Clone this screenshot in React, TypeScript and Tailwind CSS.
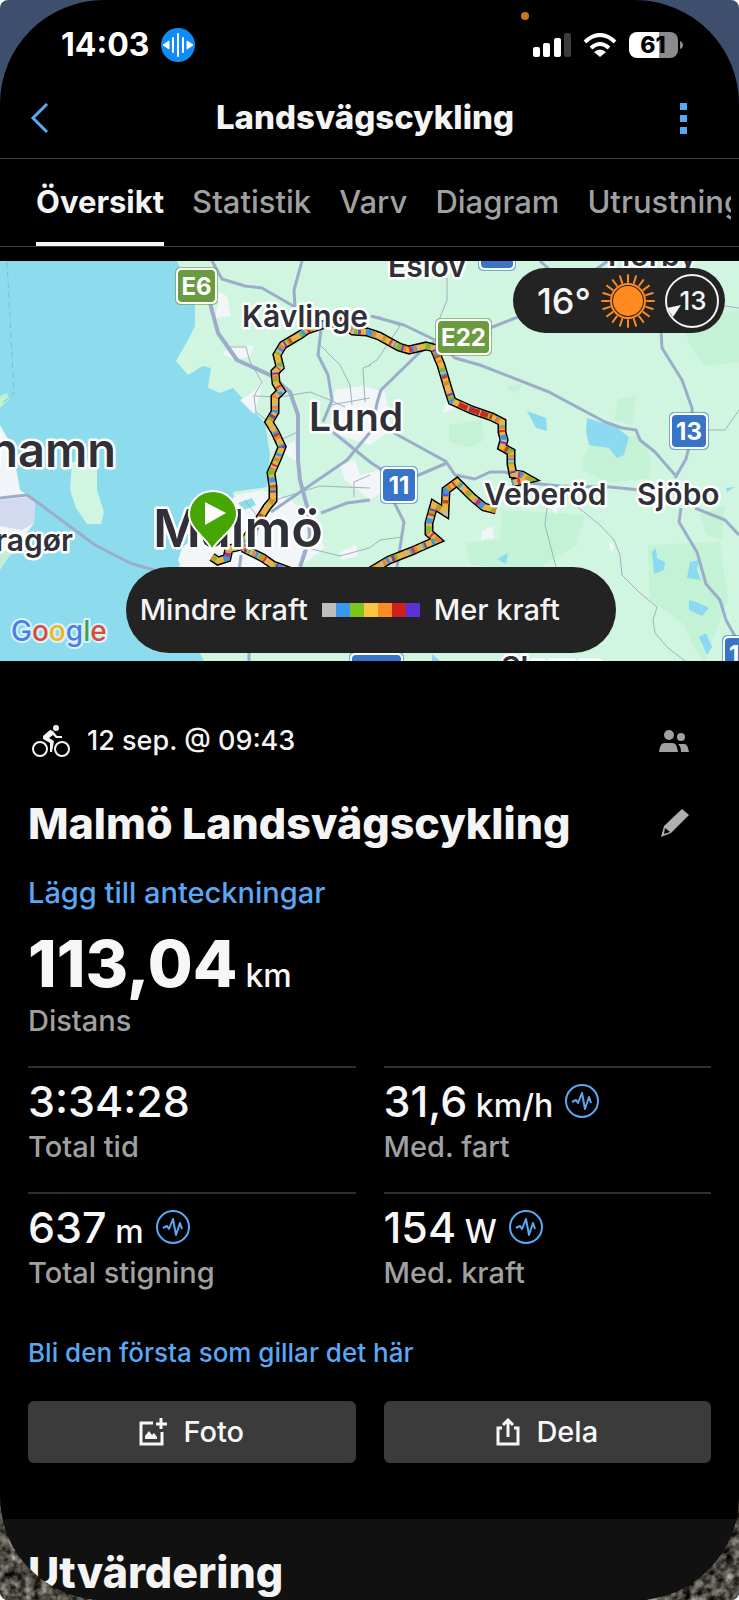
import type { ReactNode } from "react";

const ROUTE =
  "M212 557L218 561L227 558L229 549L241 546L262 515L267 507L273 500L273 487L271 473L278 457L282 447L275 432L269 422L275 412L275 397L281 391L276 383L275 372L280 367L277 355L283 345L300 335L307 330L322 325L340 322L353 331L367 332L379 336L399 347L409 350L426 346L434 348L441 365L449 392L452 401L472 410L492 417L502 422L502 432L504 440L502 447L511 452L511 464L513 474L522 475L529 479L512 483";
const ROUTE_SOUTH =
  "M496 510L484 507L472 497L457 482L446 490L445 512L434 505L429 523L429 533L437 540L421 547L412 551L389 560L372 570L340 590L273 565L263 558L243 548";

/* Each layer paints its own dashes so the line reads as mixed power zones */
const POWER_LAYERS = [
  { color: "#e9b33d", dash: "none", offset: 0 },
  { color: "#7cba35", dash: "5 9 3 13", offset: 0 },
  { color: "#3f93e8", dash: "3 17 6 23", offset: 7 },
  { color: "#f07f2a", dash: "3 8 2 21", offset: 11 },
  { color: "#d6352c", dash: "2 19 3 31", offset: 3 },
  { color: "#c3b8ae", dash: "2 15 2 24", offset: 19 },
  { color: "#6a3fd0", dash: "2 33 2 45", offset: 15 },
];

const TABS = ["Översikt", "Statistik", "Varv", "Diagram", "Utrustning"];

const LEGEND = ["bg-[#bdbdc0]", "bg-[#3b97ee]", "bg-[#7bc51c]", "bg-[#fbc63f]", "bg-[#fb8b24]", "bg-[#cf2020]", "bg-[#5c30d2]"];

interface ShieldProps {
  x: number;
  y: number;
  w: number;
  h: number;
  label: string;
  fill?: string;
}

function Shield({ x, y, w, h, label, fill = "#3874c8" }: ShieldProps) {
  return (
    <g>
      <rect x={x - 1} y={y - 1} width={w + 2} height={h + 2} rx="5" fill={fill} opacity="0.6" />
      <rect x={x} y={y} width={w} height={h} rx="5" fill="#fff" />
      <rect x={x + 2} y={y + 2} width={w - 4} height={h - 4} rx="4" fill={fill} />
      <text x={x + w / 2} y={y + h / 2 + 9} textAnchor="middle" fontSize="24" fontWeight="700" fill="#fff">
        {label}
      </text>
    </g>
  );
}

function RouteMap() {
  return (
    <svg
      viewBox="0 261 739 400"
      preserveAspectRatio="xMidYMid slice"
      className="block h-[400px] w-full"
      role="img"
      aria-label="Karta över rutten"
    >
      <rect y="261" width="739" height="400" fill="#8ddced" />

      {/* Land */}
      <path
        d="M177 261L195 300L195 326L188 340L176 361L188 375L203 366L211 368L208 388L220 393L233 388L265 423L270 455L267 487L233 492L236 510L205 530L190 542L180 563L165 600L200 653L204 661H739V261Z"
        fill="#d0f5e0"
      />
      <path d="M72 462L97 458L97 490L104 512L101 524L87 524L76 508L70 490Z" fill="#d0f5e0" />
      <path d="M0 396L7 393L9 399L0 408ZM0 545L20 545L8 558L0 570Z" fill="#c3f0d5" />
      <path d="M0 425L12 446L20 490L35 500L34 523L26 534L24 548L0 552Z" fill="#f1f4f8" />
      <path d="M0 500L30 497L35 502L34 523L22 530L0 526Z" fill="#d3d9ee" />
      <path d="M7 262L14 394L2 403" fill="none" stroke="#76c3d8" strokeDasharray="6 4" />

      {/* Forest */}
      <g fill="#c4f2d7">
        <path d="M582 460L590 445L640 435L652 460L648 478L610 483L583 470Z" />
        <path d="M502 510L585 515L576 545L535 570L470 565L466 543L500 540Z" />
        <path d="M648 545L720 542L728 600L704 661L690 640L685 625L650 600Z" />
        <path d="M449 425L482 420L484 440L470 447L450 442Z" />
        <path d="M680 320L739 310V362L705 366L690 345Z" />
        <path d="M617 400L636 395L632 425L615 420ZM508 386L522 384L518 393L508 391Z" />
        <path d="M700 515L725 505L722 540L706 535Z" />
      </g>

      {/* Built-up areas */}
      <g fill="#f2f6f8">
        <path d="M182 548L212 520L236 495L262 490L290 500L318 520L324 548L300 567L182 567L178 560Z" />
        <path d="M218 291L227 296L231 316L215 318L218 304ZM232 346L254 346L250 356L236 360L222 354Z" />
        <path d="M335 390L362 386L385 392L392 430L370 445L330 432Z" />
        <path d="M240 400L256 390L263 378L260 395L254 414ZM288 444L295 440L296 461L285 455Z" />
        <path d="M442 413L450 396L466 402L452 410ZM482 531L492 526L494 538L481 540Z" />
        <path d="M340 466L355 460L360 475L380 470L382 492L370 500L345 480Z" />
        <path d="M340 552L356 545L358 556L342 560ZM548 505L560 505L556 514ZM608 541L614 545L612 553Z" />
      </g>
      <path d="M238 503L252 498L256 505L244 510Z" fill="#8ddced" />

      {/* Lakes */}
      <g fill="#8bdaf2">
        <path d="M527 411L546 418L547 431L536 428Z" />
        <path d="M587 418L616 427L629 437L624 455L617 458L609 448L589 445L586 432Z" />
        <path d="M656 548L657 558L665 562L664 570L654 574L652 552Z" />
        <path d="M690 562L699 560L697 570L701 580L687 578Z" />
        <path d="M689 600L699 603L709 608L702 616L689 610Z" />
        <path d="M699 637L706 633L712 647L707 655Z" />
        <path d="M497 559L508 553L506 564ZM432 654L440 661H432ZM726 488L735 487L727 492Z" />
      </g>

      {/* Minor roads */}
      <g fill="none" stroke="#a3b0bf" strokeWidth="1">
        <path d="M230 347L246 347L250 362L262 382L254 396L256 412L266 420M254 396L280 397L310 392L330 400L345 407" />
        <path d="M320 345L340 365L350 385L352 405M371 365L363 368L365 402M330 405L370 398" />
        <path d="M447 278L447 300L439 320M378 316L400 326L377 360L369 365" />
        <path d="M547 508L545 525L556 567M575 505L600 525L614 540L620 555L622 575L640 593L657 607L653 620L655 633L668 648L685 661" />
        <path d="M700 430L725 430L739 410M725 306L739 308M369 548L380 540L402 537M275 500L320 486L370 488" />
        <path d="M354 497L354 482L370 475M280 440L298 432M308 548L340 556L369 548M245 500L260 520L255 545" />
      </g>

      {/* Main roads */}
      <g fill="none" stroke="#9badca" strokeWidth="3" strokeLinejoin="round">
        <path d="M212 261L222 279L245 286L262 288L295 307M302 261L294 290L295 307" />
        <path d="M210 303L218 333L237 360L270 375L290 392L298 415L298 460L300 480L308 510L310 537L300 567" strokeWidth="4" />
        <path d="M321 330L318 355L328 375L332 400L323 422" />
        <path d="M271 512L347 460L372 430L377 403L381 390L420 352L434 342" />
        <path d="M333 432L370 462L385 472M394 433L447 462" />
        <path d="M371 316L404 325L435 340L455 358L480 365L549 392L605 422L622 428L636 430L640 440L655 452L675 475" />
        <path d="M661 330L662 348L682 380L692 408L693 430L686 459L675 478" />
        <path d="M400 483L447 463L455 475L475 479L490 472L505 472L530 483L560 486L610 487L640 490" />
        <path d="M321 513L347 503L370 500M393 500L404 522L397 567" />
        <path d="M681 508L679 522L697 552L706 584L720 600L726 620L737 640M695 508L725 520L739 535" />
        <path d="M490 328L518 317M540 261L550 270M592 272L608 261" />
        <path d="M0 498L27 495L37 502L95 545L130 563L160 572M241 555L238 580M249 650L249 661" />
      </g>

      {/* Recorded route */}
      {[ROUTE, ROUTE_SOUTH].map((d) => (
        <g key={d} fill="none" strokeLinejoin="miter" strokeMiterlimit="3">
          <path d={d} stroke="#000" strokeWidth="9" />
          {POWER_LAYERS.map((layer) => (
            <path
              key={layer.color}
              d={d}
              stroke={layer.color}
              strokeWidth="6"
              strokeDasharray={layer.dash}
              strokeDashoffset={layer.offset}
            />
          ))}
        </g>
      ))}
      <path d="M460 405L472 410L492 417" fill="none" stroke="#c92820" strokeWidth="5" strokeDasharray="8 2 11 1" />

      {/* Place names */}
      <g fill="#303138" stroke="#fff" strokeWidth="5" strokeLinejoin="round" paintOrder="stroke" fontWeight="600" fontSize="30">
        <text x="242" y="327">Kävlinge</text>
        <text x="388" y="277">Eslöv</text>
        <text x="608" y="266">Hörby</text>
        <text x="484" y="505">Veberöd</text>
        <text x="637" y="505">Sjöbo</text>
        <text x="501" y="678">Skurup</text>
        <text x="73" y="551" textAnchor="end">Dragør</text>
        <text x="309" y="431" fontSize="39">Lund</text>
        <text x="116" y="467" fontSize="47" textAnchor="end">hamn</text>
        <text x="153" y="547" fontSize="52">Malmö</text>
      </g>

      <Shield x={176} y={268} w={41} h={36} label="E6" fill="#6a9b41" />
      <Shield x={436} y={319} w={55} h={36} label="E22" fill="#6a9b41" />
      <Shield x={670} y={413} w={38} h={36} label="13" />
      <Shield x={381} y={467} w={36} h={36} label="11" />
      <Shield x={479} y={234} w={36} h={36} label="17" />
      <Shield x={350} y={653} w={53} h={36} label="108" />
      <Shield x={723} y={636} w={38} h={36} label="19" />

      {/* Start marker */}
      <path
        d="M212 550C208 539 189 529 189 514A24 23 0 0 1 237 514C237 529 217 539 212 550Z"
        fill="#46a704"
        stroke="#fff"
        strokeWidth="2"
      />
      <path d="M205 502L226 513L205 525Z" fill="#fff" />

      {/* Map provider */}
      <text
        x="11"
        y="641"
        fontSize="28"
        fontWeight="500"
        stroke="#d9f3f9"
        strokeWidth="4"
        strokeLinejoin="round"
        paintOrder="stroke"
      >
        <tspan fill="#4a7fea">G</tspan>
        <tspan fill="#dc4a3e">o</tspan>
        <tspan fill="#f0b51f">o</tspan>
        <tspan fill="#4a7fea">g</tspan>
        <tspan fill="#38a455">l</tspan>
        <tspan fill="#dc4a3e">e</tspan>
      </text>
    </svg>
  );
}

function SunIcon() {
  const rays = Array.from({ length: 20 }, (_, i) => i * 18);
  return (
    <svg width="54" height="54" viewBox="-27 -27 54 54" aria-hidden="true">
      <circle r="15" fill="#ff8a1f" />
      <circle r="17" fill="none" stroke="#ff8a1f" strokeWidth="2" />
      {rays.map((deg) => (
        <path key={deg} d="M0 -19V-26" stroke="#ff8a1f" strokeWidth="2" strokeLinecap="round" transform={`rotate(${deg})`} />
      ))}
    </svg>
  );
}

function WindIcon() {
  return (
    <svg width="54" height="54" viewBox="0 0 54 54" aria-label="Vind 13">
      <circle cx="27" cy="27" r="26" fill="none" stroke="#f4f4f4" strokeWidth="2" />
      <path d="M2 34L16 31L8 43Z" fill="#f4f4f4" />
      <text x="28" y="36" textAnchor="middle" fontSize="26" fontWeight="500" fill="#f4f4f4">
        13
      </text>
    </svg>
  );
}

function BikeIcon() {
  return (
    <svg width="38" height="34" viewBox="0 0 38 34" fill="none" stroke="#f4f4f4" aria-hidden="true">
      <circle cx="8" cy="25" r="7" strokeWidth="2" />
      <circle cx="30" cy="25" r="7" strokeWidth="2" />
      <circle cx="24" cy="4" r="3" fill="#f4f4f4" stroke="none" />
      <path d="M18 6L11 12L11 15L18 19V28H20L22 17L17 14L21 11L24 14H30V12H25L21 7Z" fill="#f4f4f4" stroke="none" />
    </svg>
  );
}

function InsightIcon() {
  return (
    <svg width="34" height="34" viewBox="0 0 34 34" fill="none" stroke="#5aa7f4" strokeWidth="2" aria-hidden="true">
      <circle cx="17" cy="17" r="16" />
      <path d="M7 18L11 16L13 19L17 9L20 25L24 13L26 19" strokeLinejoin="round" />
    </svg>
  );
}

interface StatProps {
  value: string;
  unit?: string;
  label: string;
  insight?: boolean;
}

function Stat({ value, unit, label, insight }: StatProps) {
  return (
    <div className="border-t-2 border-[#303030] pt-[9px] pb-[27px]">
      <div className="flex h-12 items-center gap-3">
        <p className="text-[43px] leading-[48px] font-medium text-[#f7f7f7]">
          {value}
          {unit && <span className="text-[32px] leading-none"> {unit}</span>}
        </p>
        {insight && <InsightIcon />}
      </div>
      <p className="mt-1 text-[29px] leading-9 font-medium text-[#a0a0a0]">{label}</p>
    </div>
  );
}

function ActionButton({ icon, children }: { icon: ReactNode; children: ReactNode }) {
  return (
    <button
      type="button"
      className="flex h-[62px] items-center justify-center gap-4 rounded-md bg-[#3b3b3b] text-[29px] font-medium text-[#f7f7f7]"
    >
      {icon}
      {children}
    </button>
  );
}

function StatusBar() {
  return (
    <div className="relative flex h-[78px] items-center justify-between pt-[11px] pr-[56px] pl-[61px]">
      <div className="flex items-center gap-3">
        <span className="text-[32px] font-bold text-white">14:03</span>
        <svg width="34" height="34" viewBox="0 0 34 34" aria-hidden="true">
          <circle cx="17" cy="17" r="17" fill="#0f8cf8" />
          <path d="M17 6V28M12 10V24M22 10V24" stroke="#fff" strokeWidth="2" strokeLinecap="round" />
          <path d="M2 17L8 13V21ZM32 17L26 13V21Z" fill="#fff" stroke="#fff" strokeLinejoin="round" />
        </svg>
      </div>
      <span className="absolute top-3 left-[71%] size-2 -translate-x-1 rounded-full bg-[#c97528]" />
      <div className="flex items-center gap-3">
        <svg width="38" height="24" viewBox="0 0 38 24" fill="#fff" aria-hidden="true">
          <rect y="14" width="7" height="10" rx="2" />
          <rect x="10" y="10" width="7" height="14" rx="2" />
          <rect x="21" y="5" width="7" height="19" rx="2" />
          <rect x="31" width="7" height="24" rx="2" fill="#3b3b3b" />
        </svg>
        <svg width="34" height="24" viewBox="0 0 34 24" fill="none" stroke="#fff" strokeWidth="4" aria-hidden="true">
          <path d="M2 9Q17 -5 32 9" />
          <path d="M8 15Q17 7 26 15" />
          <path d="M17 24L11 19Q17 14 23 19Z" fill="#fff" stroke="none" />
        </svg>
        <svg width="54" height="26" viewBox="0 0 54 26" aria-label="Batteri 61 %">
          <path d="M30 0H41A8 8 0 0 1 49 8V18A8 8 0 0 1 41 26H30Z" fill="#8b8b8b" />
          <path d="M30 0H8A8 8 0 0 0 0 8V18A8 8 0 0 0 8 26H30Z" fill="#fff" />
          <path d="M51 9Q54 10 54 13T51 17Z" fill="#8b8b8b" />
          <text x="24" y="21" textAnchor="middle" fontSize="23" fontWeight="800" fill="#000">
            61
          </text>
        </svg>
      </div>
    </div>
  );
}

export default function App() {
  return (
    <div className="bg-white font-[Inter,sans-serif]">
      <div className="relative min-h-screen overflow-hidden rounded-lg bg-[#3e4f6e]">
        {/* Gravel wallpaper behind the lower corners */}
        <svg className="absolute bottom-0 left-0 h-[170px] w-full" aria-hidden="true">
          <filter id="gravel" colorInterpolationFilters="sRGB">
            <feTurbulence type="fractalNoise" baseFrequency="0.12" numOctaves="3" seed="4" />
            <feColorMatrix values="1 0 0 0 -0.2  1 0 0 0 -0.21  1 0 0 0 -0.24  0 0 0 0 1" />
          </filter>
          <rect width="100%" height="100%" filter="url(#gravel)" />
        </svg>

        <div className="relative flex min-h-screen flex-col overflow-hidden rounded-[104px] bg-black">
          <StatusBar />

          <header className="flex h-[81px] items-center justify-between border-b border-[#3c3c3c] pr-[52px] pl-[30px]">
            <button type="button" aria-label="Tillbaka">
              <svg width="20" height="30" viewBox="0 0 20 30" fill="none" stroke="#5aa7f4" strokeWidth="3">
                <path d="M17 1L3 15L17 29" />
              </svg>
            </button>
            <h1 className="text-[33px] font-extrabold text-[#f4f4f4]">Landsvägscykling</h1>
            <button type="button" aria-label="Fler alternativ" className="flex flex-col gap-[5px]">
              <span className="size-[7px] bg-[#5aa7f4]" />
              <span className="size-[7px] bg-[#5aa7f4]" />
              <span className="size-[7px] bg-[#5aa7f4]" />
            </button>
          </header>

          <nav className="border-b border-[#3c3c3c] pr-2 pl-9">
            <div className="flex h-[87px] gap-7 overflow-hidden">
              {TABS.map((tab, index) => (
                <a
                  key={tab}
                  href="#"
                  className={
                    index === 0
                      ? "flex shrink-0 items-center border-b-4 border-[#f4f4f4] pt-1 text-[31px] font-bold text-[#f4f4f4]"
                      : "flex shrink-0 items-center border-b-4 border-transparent pt-1 text-[31px] font-medium text-[#a0a0a0]"
                  }
                >
                  {tab}
                </a>
              ))}
            </div>
          </nav>

          <section className="relative mt-[14px]">
            <RouteMap />
            <div className="absolute top-[7px] right-[14px] flex h-[65px] items-center rounded-full bg-[#232323] pr-[6px] pl-6 text-[#f4f4f4]">
              <span className="text-[36px] font-medium">16°</span>
              <span className="mr-[10px] ml-[10px]">
                <SunIcon />
              </span>
              <WindIcon />
            </div>
            <div className="absolute bottom-2 left-[17%] flex h-[86px] items-center gap-[14px] rounded-full bg-[#232323] pr-[56px] pl-[14px] text-[29px] font-medium text-[#f4f4f4]">
              <span>Mindre kraft</span>
              <span className="flex">
                {LEGEND.map((color) => (
                  <span key={color} className={`h-[14px] w-[14px] ${color}`} />
                ))}
              </span>
              <span>Mer kraft</span>
            </div>
          </section>

          <main className="px-7">
            <div className="mt-14 flex h-12 items-center pr-[22px] pl-1">
              <BikeIcon />
              <p className="ml-[17px] flex-1 text-[27px] font-medium text-[#f4f4f4]">12 sep. @ 09:43</p>
              <svg width="30" height="22" viewBox="0 0 30 22" fill="#a0a0a0" aria-hidden="true">
                <circle cx="10" cy="5" r="5" />
                <circle cx="22" cy="7" r="4" />
                <path d="M0 22C1 16 2 13 6 13H13C17 13 18 16 19 22ZM19 14H25C28 14 29 17 30 22H22C22 18 21 16 19 14Z" />
              </svg>
            </div>

            <div className="mt-[34px] flex h-12 items-center justify-between pr-[22px]">
              <h2 className="text-[43px] leading-[48px] font-extrabold text-[#f4f4f4]">Malmö Landsvägscykling</h2>
              <button type="button" aria-label="Redigera namn">
                <svg width="28" height="28" viewBox="0 0 28 28" fill="#b0b0b0">
                  <path d="M0 28L3 17L21 0L28 6L10 24ZM4 19L3 25L9 23Z" fillRule="evenodd" />
                </svg>
              </button>
            </div>

            <a href="#" className="mt-7 block text-[29px] leading-9 font-medium text-[#5aa7f4]">
              Lägg till anteckningar
            </a>

            <p className="mt-[21px] text-[65px] leading-[64px] font-extrabold text-[#f7f7f7]">
              113,04<span className="ml-2 text-[32px] leading-none font-medium">km</span>
            </p>
            <p className="mt-[7px] text-[29px] leading-9 font-medium text-[#a0a0a0]">Distans</p>

            <div className="mt-[27px] grid grid-cols-2 gap-x-7">
              <Stat value="3:34:28" label="Total tid" />
              <Stat value="31,6" unit="km/h" label="Med. fart" insight />
              <Stat value="637" unit="m" label="Total stigning" insight />
              <Stat value="154" unit="W" label="Med. kraft" insight />
            </div>

            <a href="#" className="mt-[17px] block text-[26px] leading-9 font-medium text-[#5aa7f4]">
              Bli den första som gillar det här
            </a>

            <div className="mt-[30px] grid grid-cols-2 gap-x-7">
              <ActionButton
                icon={
                  <svg width="28" height="28" viewBox="0 0 28 28" fill="none" stroke="#f7f7f7" strokeWidth="3" aria-hidden="true">
                    <path d="M14 5H2V26H23V14" />
                    <path d="M22 0V11M17 6H28" />
                    <path d="M6 21V18L10 13L13 17L15 15L18 19V21Z" fill="#f7f7f7" stroke="none" />
                  </svg>
                }
              >
                Foto
              </ActionButton>
              <ActionButton
                icon={
                  <svg width="24" height="28" viewBox="0 0 24 28" fill="none" stroke="#f7f7f7" strokeWidth="3" aria-hidden="true">
                    <path d="M6 10H2V26H22V10H18" />
                    <path d="M12 19V3M7 7L12 2L17 7" />
                  </svg>
                }
              >
                Dela
              </ActionButton>
            </div>
          </main>

          <section className="mt-14 flex-1 bg-[#111111] px-7 pt-[29px] pb-1">
            <h2 className="text-[43px] leading-[48px] font-extrabold text-[#f4f4f4]">Utvärdering</h2>
          </section>
        </div>
      </div>
    </div>
  );
}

## [Task to complete]
Give again, exactly, the lines from the start of the data through the one holding "510L484 507L472 497L457"; omit the pictures.

## [Expected output]
Clone this screenshot in React, TypeScript and Tailwind CSS.
import type { ReactNode } from "react";

const ROUTE =
  "M212 557L218 561L227 558L229 549L241 546L262 515L267 507L273 500L273 487L271 473L278 457L282 447L275 432L269 422L275 412L275 397L281 391L276 383L275 372L280 367L277 355L283 345L300 335L307 330L322 325L340 322L353 331L367 332L379 336L399 347L409 350L426 346L434 348L441 365L449 392L452 401L472 410L492 417L502 422L502 432L504 440L502 447L511 452L511 464L513 474L522 475L529 479L512 483";
const ROUTE_SOUTH =
  "M496 510L484 507L472 497L457 482L446 490L445 512L434 505L429 523L429 533L437 540L421 547L412 551L389 560L372 570L340 590L273 565L263 558L243 548";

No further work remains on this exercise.